How to Utilize AI in Your Business While Minimizing Environmental Harm
July 7, 2025
Opinions expressed by Entrepreneur contributors are their own.
The use of artificial intelligence is on the rise across almost every industry, and the ways it can be used are expanding as we speak. AI can be tremendously beneficial across a variety of fields, but it can also have drawbacks — one of them being a substantial impact on the environment.
The energy consumption required to power AI is significant. Power-hungry AI processors burn through a lot of energy quickly. Creating an image, for example, can use as much power as it takes to charge your phone.
The infrastructure that supports this process also requires the use of other resources, such as water, to cool the systems and prevent overheating. An AI prompt uses as much water as a 16-ounce bottle for every 5-50 interactions.
Despite the negative impact AI use has on the environment, it is not going away. It is becoming a necessity to be competitive in just about any market, so avoiding AI entirely isn’t a practical option. The key is to be intentional: knowing when and how to use AI is vital to your business and to the planet.
Related: World Environment Day 2025: Can AI Fix the Energy Problem It Helped Create?
AI policies: What they are and how to use them
We recommend implementing an AI policy in your company to guide your organization on when to use AI and when not to. This ensures your team’s usage will align with company values, standards and legal requirements in order to maximize benefit.
While providing this type of framework will not mitigate the environmental impact of your AI usage, it can give you more control over when you’re making the environmental tradeoff of using AI.
When and how should you use AI?
AI is a part of the modern business environment, and there are a few ways in which it can have a maximal impact on your business, keeping you competitive while being selective about how you’re impacting the environment.
1. Use AI to increase efficiency
AI can drastically increase the efficiency of your team if used correctly.
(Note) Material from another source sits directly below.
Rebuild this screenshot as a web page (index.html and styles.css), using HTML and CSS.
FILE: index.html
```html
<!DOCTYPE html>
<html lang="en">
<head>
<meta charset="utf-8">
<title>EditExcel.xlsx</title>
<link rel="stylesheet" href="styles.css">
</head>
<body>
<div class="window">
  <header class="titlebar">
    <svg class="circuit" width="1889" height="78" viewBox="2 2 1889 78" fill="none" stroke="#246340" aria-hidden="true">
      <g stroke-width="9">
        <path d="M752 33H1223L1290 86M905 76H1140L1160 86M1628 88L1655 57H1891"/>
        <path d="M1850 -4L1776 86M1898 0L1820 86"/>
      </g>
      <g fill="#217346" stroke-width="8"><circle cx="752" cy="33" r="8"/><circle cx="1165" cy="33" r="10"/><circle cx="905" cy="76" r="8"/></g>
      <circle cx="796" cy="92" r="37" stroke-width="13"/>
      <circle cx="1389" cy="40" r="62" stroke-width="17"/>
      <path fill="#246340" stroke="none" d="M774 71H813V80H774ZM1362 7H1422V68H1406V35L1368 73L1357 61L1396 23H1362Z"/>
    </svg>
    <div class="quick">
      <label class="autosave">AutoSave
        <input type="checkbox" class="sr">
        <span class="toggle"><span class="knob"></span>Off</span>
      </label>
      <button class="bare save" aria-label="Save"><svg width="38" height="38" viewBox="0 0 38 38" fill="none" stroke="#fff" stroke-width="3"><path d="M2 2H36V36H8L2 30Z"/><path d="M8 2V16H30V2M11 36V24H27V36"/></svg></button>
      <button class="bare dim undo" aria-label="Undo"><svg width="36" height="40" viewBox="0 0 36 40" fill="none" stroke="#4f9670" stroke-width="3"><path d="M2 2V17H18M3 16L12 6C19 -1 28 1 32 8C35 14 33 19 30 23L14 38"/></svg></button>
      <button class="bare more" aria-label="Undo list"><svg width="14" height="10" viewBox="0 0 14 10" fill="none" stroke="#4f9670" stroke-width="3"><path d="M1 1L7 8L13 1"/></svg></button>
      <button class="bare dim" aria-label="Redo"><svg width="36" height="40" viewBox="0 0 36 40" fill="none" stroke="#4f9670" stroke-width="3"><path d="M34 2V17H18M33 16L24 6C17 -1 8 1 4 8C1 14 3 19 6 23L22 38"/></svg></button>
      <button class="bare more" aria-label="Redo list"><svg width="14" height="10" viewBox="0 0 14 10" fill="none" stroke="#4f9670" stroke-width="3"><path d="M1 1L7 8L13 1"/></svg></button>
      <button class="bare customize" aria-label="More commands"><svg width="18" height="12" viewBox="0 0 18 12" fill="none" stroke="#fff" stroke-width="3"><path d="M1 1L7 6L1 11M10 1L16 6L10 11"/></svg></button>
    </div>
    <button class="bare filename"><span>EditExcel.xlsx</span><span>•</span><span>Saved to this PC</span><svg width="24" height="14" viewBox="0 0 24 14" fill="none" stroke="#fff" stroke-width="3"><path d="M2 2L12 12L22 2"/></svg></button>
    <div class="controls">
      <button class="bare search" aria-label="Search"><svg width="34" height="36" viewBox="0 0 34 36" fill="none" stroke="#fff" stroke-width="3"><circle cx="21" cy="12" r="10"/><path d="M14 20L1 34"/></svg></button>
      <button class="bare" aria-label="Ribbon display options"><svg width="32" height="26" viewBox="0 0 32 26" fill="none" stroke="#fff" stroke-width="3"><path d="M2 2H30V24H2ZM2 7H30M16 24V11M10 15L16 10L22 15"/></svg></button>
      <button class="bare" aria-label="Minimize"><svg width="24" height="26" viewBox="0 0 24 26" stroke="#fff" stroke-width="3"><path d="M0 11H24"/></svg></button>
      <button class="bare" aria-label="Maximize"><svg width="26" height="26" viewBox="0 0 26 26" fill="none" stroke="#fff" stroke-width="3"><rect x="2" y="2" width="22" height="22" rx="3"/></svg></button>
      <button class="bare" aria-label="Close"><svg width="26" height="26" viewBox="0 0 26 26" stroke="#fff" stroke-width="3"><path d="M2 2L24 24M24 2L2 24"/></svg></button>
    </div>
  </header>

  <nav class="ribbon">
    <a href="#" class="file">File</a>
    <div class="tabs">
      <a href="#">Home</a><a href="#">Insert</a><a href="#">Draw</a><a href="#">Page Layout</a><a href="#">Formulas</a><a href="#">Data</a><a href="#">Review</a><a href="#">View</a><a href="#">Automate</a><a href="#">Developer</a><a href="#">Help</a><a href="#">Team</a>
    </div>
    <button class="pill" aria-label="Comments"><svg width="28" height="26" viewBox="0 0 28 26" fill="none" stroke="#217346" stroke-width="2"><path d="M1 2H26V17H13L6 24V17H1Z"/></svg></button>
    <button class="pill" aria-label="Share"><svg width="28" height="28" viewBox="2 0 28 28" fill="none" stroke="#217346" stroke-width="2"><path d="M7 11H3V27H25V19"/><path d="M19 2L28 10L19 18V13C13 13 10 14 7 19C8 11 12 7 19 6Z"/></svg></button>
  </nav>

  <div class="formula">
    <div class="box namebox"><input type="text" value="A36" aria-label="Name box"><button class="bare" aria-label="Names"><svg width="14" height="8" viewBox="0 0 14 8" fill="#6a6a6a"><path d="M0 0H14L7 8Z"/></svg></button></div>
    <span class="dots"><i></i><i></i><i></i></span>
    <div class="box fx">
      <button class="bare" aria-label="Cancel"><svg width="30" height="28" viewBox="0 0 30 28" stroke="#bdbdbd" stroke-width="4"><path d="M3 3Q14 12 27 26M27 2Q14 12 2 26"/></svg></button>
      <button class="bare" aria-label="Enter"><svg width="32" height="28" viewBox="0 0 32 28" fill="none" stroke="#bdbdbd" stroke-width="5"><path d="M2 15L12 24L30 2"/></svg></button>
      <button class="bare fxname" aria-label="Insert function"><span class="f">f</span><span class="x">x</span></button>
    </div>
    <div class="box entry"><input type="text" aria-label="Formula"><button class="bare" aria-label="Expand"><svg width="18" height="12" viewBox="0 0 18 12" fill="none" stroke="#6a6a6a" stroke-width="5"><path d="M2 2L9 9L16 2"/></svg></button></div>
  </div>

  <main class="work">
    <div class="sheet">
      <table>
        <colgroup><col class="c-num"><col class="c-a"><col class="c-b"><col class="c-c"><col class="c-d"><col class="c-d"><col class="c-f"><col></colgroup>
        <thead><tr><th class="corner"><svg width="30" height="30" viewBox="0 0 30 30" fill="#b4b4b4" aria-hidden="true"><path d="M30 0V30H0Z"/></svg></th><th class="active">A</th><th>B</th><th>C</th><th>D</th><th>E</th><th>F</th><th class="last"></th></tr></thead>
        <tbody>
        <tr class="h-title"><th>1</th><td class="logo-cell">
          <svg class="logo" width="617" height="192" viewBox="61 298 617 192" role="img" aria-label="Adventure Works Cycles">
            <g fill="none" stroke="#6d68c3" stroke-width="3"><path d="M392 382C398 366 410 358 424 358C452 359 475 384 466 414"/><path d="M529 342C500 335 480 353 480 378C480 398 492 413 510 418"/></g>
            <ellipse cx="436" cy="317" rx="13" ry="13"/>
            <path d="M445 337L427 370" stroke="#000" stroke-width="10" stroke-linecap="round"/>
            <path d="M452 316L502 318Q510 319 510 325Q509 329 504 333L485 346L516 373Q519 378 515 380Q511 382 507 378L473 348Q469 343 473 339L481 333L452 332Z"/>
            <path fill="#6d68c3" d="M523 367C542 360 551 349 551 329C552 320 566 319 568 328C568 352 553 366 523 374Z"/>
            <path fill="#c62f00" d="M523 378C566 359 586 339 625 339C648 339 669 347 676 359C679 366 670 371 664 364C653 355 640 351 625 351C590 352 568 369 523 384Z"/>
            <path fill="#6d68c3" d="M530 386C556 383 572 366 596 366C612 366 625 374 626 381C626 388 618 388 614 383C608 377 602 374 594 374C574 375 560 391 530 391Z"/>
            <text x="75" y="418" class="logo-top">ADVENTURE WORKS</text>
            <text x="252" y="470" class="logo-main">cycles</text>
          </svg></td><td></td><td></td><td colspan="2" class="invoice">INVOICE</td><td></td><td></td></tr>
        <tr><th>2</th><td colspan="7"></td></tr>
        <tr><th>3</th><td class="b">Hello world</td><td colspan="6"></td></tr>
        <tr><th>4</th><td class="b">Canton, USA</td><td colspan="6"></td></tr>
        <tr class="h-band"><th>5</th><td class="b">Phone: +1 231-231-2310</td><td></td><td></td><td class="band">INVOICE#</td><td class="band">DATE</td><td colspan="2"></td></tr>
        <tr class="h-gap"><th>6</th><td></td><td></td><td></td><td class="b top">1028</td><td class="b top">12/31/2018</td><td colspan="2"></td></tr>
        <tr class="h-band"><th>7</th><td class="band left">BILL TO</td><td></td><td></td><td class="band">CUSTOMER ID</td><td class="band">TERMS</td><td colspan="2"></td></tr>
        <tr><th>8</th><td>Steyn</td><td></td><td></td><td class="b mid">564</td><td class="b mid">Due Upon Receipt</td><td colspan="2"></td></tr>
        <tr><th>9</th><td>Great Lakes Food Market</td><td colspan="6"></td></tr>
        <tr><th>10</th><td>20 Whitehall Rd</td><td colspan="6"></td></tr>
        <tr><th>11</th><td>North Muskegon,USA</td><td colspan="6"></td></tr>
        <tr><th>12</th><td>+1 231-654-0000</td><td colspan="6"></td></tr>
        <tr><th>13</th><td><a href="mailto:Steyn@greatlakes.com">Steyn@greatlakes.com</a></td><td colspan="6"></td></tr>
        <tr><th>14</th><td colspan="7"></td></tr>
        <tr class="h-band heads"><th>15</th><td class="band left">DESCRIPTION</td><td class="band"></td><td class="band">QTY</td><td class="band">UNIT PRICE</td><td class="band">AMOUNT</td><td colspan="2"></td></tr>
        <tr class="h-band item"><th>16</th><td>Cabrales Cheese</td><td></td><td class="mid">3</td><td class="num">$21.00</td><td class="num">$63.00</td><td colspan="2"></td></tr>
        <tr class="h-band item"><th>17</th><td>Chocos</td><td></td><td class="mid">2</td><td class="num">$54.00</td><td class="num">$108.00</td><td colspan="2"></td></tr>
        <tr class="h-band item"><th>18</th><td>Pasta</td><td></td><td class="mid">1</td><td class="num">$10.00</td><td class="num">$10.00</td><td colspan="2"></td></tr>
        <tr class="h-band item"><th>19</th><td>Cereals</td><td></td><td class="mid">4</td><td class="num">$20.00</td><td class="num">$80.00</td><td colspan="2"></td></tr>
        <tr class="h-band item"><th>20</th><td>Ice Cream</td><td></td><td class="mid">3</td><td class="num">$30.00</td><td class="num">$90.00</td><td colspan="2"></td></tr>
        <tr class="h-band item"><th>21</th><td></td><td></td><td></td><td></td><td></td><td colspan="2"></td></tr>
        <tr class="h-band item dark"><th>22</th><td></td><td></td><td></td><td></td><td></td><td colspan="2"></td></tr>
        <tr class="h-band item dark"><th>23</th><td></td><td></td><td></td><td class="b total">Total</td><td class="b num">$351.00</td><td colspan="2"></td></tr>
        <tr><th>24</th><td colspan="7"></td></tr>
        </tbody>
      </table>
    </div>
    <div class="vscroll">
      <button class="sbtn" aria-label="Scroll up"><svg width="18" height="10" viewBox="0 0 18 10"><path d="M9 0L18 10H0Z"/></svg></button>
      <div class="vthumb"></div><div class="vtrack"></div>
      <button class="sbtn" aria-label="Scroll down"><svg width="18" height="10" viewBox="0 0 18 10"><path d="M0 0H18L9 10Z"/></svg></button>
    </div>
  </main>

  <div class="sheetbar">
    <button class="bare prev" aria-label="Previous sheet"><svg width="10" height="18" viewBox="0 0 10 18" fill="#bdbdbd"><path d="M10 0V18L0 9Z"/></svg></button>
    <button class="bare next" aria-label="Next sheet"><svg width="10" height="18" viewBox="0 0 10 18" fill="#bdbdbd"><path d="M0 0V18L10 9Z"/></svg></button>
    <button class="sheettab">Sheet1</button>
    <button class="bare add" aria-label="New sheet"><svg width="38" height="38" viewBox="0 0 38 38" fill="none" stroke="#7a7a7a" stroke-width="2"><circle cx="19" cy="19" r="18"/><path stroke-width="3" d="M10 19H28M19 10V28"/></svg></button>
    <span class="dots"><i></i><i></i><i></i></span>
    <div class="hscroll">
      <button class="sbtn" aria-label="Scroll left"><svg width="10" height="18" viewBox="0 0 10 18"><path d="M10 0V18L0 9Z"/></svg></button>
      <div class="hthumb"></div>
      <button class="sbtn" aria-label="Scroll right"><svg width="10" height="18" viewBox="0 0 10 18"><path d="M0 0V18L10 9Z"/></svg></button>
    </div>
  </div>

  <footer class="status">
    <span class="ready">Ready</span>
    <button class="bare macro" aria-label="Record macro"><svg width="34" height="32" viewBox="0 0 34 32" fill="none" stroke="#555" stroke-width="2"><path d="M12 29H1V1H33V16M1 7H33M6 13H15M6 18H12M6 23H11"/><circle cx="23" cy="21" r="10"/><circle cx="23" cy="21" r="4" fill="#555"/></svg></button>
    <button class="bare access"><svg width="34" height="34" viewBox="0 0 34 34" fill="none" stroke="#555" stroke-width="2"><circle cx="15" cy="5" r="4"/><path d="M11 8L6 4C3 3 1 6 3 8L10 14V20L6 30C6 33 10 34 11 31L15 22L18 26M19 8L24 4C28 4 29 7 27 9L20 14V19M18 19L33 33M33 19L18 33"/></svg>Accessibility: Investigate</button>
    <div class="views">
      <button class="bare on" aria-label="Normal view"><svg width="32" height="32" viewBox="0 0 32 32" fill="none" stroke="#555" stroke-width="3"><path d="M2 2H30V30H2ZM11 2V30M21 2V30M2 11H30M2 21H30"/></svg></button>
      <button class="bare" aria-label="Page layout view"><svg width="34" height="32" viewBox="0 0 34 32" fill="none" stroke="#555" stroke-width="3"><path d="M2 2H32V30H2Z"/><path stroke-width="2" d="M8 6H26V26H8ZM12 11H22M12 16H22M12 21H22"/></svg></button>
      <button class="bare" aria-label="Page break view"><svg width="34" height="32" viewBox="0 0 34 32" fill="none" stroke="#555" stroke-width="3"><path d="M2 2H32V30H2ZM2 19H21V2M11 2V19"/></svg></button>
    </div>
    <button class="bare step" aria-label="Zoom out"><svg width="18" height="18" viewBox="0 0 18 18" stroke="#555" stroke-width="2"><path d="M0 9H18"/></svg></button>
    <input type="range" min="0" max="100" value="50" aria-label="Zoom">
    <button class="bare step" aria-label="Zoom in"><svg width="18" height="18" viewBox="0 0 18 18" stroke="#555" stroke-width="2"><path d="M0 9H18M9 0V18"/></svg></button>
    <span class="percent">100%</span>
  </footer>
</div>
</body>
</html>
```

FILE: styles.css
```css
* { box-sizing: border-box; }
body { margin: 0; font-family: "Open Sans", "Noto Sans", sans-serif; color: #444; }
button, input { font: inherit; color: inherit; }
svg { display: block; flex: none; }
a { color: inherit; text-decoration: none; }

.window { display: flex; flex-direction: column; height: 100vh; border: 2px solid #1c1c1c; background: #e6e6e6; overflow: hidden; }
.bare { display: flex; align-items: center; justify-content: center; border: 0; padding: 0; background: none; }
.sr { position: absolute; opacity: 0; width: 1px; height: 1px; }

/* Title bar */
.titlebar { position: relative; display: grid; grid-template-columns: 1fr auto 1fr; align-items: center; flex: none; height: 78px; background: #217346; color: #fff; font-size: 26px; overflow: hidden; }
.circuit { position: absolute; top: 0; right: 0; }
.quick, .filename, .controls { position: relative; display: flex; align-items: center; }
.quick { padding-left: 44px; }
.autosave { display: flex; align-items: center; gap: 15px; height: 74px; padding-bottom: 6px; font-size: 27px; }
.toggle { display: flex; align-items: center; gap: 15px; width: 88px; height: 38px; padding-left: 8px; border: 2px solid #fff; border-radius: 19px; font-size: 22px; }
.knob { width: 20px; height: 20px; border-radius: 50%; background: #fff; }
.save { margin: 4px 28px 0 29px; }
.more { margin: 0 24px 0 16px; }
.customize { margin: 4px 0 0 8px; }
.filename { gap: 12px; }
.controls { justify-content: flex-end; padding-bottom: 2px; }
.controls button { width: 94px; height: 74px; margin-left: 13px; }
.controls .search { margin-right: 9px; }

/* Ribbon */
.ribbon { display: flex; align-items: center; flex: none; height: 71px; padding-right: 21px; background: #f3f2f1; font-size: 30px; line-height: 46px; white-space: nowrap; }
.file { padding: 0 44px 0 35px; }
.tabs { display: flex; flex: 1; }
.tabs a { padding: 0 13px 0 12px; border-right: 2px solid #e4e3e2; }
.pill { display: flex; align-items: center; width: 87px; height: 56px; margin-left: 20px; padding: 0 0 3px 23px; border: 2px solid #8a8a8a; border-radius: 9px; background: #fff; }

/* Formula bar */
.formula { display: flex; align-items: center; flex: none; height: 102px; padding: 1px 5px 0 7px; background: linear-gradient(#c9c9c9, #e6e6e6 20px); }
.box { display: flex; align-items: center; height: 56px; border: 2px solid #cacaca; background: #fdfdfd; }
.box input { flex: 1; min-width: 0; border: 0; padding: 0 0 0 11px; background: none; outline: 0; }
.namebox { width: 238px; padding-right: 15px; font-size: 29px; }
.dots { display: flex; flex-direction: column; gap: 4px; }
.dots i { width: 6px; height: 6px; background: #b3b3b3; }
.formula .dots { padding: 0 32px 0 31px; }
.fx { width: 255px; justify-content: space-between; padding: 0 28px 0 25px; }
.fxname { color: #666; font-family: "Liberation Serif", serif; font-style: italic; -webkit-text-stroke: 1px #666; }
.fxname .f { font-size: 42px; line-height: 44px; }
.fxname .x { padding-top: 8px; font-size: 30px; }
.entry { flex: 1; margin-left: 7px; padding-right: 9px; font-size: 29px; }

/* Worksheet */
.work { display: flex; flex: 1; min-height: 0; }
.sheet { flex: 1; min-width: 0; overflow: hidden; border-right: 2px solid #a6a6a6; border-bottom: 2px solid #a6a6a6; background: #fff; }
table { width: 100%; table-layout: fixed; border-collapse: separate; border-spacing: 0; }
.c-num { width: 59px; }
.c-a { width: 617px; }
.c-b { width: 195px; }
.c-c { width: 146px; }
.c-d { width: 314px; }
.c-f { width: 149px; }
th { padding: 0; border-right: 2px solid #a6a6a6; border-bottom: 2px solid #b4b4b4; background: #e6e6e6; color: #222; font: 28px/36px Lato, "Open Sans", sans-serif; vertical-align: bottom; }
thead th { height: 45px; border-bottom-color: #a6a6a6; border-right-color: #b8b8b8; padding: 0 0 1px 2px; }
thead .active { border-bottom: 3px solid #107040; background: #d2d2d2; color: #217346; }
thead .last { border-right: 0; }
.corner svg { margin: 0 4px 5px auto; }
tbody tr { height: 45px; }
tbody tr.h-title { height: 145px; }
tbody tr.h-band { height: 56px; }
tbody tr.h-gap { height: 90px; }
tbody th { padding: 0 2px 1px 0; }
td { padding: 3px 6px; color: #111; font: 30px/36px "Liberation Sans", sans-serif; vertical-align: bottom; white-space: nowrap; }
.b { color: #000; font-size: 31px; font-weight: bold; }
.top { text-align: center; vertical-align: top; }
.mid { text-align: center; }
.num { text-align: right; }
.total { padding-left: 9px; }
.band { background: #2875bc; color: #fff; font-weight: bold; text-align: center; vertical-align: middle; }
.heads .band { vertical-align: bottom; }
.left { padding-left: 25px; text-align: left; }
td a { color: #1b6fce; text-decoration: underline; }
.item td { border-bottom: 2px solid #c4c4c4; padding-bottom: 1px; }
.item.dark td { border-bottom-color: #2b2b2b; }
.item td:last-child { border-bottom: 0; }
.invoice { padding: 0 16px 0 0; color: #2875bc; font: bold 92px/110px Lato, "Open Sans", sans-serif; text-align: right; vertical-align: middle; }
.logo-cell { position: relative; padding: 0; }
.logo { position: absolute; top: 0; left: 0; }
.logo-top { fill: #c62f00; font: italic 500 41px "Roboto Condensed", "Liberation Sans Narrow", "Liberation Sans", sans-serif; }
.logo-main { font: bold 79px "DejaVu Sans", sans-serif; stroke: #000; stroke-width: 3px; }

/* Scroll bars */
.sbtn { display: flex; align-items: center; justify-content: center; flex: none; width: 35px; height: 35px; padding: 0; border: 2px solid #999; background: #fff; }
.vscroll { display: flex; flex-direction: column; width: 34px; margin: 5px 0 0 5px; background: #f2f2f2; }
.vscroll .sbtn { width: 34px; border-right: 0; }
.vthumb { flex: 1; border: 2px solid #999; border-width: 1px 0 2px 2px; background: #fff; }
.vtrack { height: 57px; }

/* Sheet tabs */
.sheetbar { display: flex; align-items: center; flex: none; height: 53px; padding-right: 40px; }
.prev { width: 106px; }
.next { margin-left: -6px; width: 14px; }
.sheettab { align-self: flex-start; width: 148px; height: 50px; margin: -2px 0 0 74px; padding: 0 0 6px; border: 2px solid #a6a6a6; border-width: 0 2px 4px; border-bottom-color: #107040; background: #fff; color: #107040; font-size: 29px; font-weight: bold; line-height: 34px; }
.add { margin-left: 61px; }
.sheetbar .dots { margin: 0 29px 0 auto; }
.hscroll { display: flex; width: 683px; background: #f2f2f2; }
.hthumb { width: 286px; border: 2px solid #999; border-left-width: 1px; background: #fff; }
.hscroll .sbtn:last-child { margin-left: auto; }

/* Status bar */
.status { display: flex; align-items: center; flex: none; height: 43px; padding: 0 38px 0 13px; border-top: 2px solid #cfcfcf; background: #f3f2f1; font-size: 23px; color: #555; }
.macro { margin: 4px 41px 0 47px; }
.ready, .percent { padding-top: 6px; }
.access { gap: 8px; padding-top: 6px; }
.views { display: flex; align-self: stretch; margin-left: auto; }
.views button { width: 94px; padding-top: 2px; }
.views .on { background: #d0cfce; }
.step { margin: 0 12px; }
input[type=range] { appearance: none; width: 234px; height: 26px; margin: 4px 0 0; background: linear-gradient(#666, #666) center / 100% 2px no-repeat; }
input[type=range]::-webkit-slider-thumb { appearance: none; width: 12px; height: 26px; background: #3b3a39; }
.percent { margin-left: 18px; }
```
When used to take on mundane tasks, AI can eliminate human error and increase productivity. When entering data, for example, humans can easily make costly mistakes. AI does not make those types of mistakes and can also flag errors made by humans. The amount of efficiency that you can gain back using AI is critical to staying competitive in the market, so this is the best place to use AI in your business.
2. Use AI to enhance your team and client experience
The use of AI to enhance the workplace experience of your team and the service experience of your customers can increase satisfaction for all parties involved. By reducing the time it takes to deal with the nitty gritty, humans can move on to more satisfying things that can increase happiness and productivity while giving your clients the seamless experience that your competitors will be rivaling via their use of AI-enhanced tools.
AI-enhanced customer service experiences are becoming increasingly standard, with clients expecting quick and tailored service and responses. This is something that companies broadly will have to keep up with to stay competitive.
On the team side, AI can help increase satisfaction in the workplace by streamlining communications, scheduling and resource management. While face-to-face teamwork is important, most employees would agree that too much of their time is spent in unnecessary meetings. No one will complain when your AI policy helps take the drudgery out of their day.
Related: When AI Meets Climate
When should you not use AI?
When choosing how to implement AI into your business operations while minimizing your environmental impact, there are some key situations where using AI does not make sense.
1. Avoid AI simply “for fun” or for tasks that can be easily done without AI
Most people would agree that AI has some fun uses, but it just isn’t worth the environmental impact. For example, using AI to create images or videos that are not necessary is not a good use of resources.
Using AI for basic research that could be found using other resources is not an efficient use of the technology, so rather than asking AI for help with every small task, your team’s training should include the type of tasks that can be done without AI. Generating an entire presentation with AI, for example, rather than using existing templated slides, may not be the best environmental tradeoff.
2. Don’t use AI for anything that requires nuanced communication or emotional intelligence
AI doesn’t yet understand how to handle delicate situations. Though the communication it generates can sound conversational, since AI is purely input-driven, it can often miss the context that sensitive matters require. Rely on your team’s ability to handle these situations with tact, and therefore reduce your use of AI.
3. Don’t use AI when it takes away from the human experience
As valuable as AI is, your team is more valuable and should be your top priority. If your company’s use of AI is taking away from the experience and learning of your humans, that is counterproductive.
Your human team members should have the opportunity to learn how to do tasks before handing them over to AI. If they don’t have the chance to build the skills foundational to their job, they are missing out on experience that could benefit their future, your company and the field at large. For example, while doctors with years of experience can benefit greatly from using AI to look at medical scans, a resident should have the opportunity to develop an eye so that they know what to look for when making a diagnosis.
The AI field continues to grow and change by the day, so plan to regularly monitor and educate yourself on the ongoing impact of AI on the environment, quality of the tools and the competitive landscape of AI use in your industry, and update your AI policy accordingly.
If you implement AI use in your organization in an intentional way, you can reap the benefits and avoid overusing the technology, which will help reduce your company’s environmental impact while staying relevant.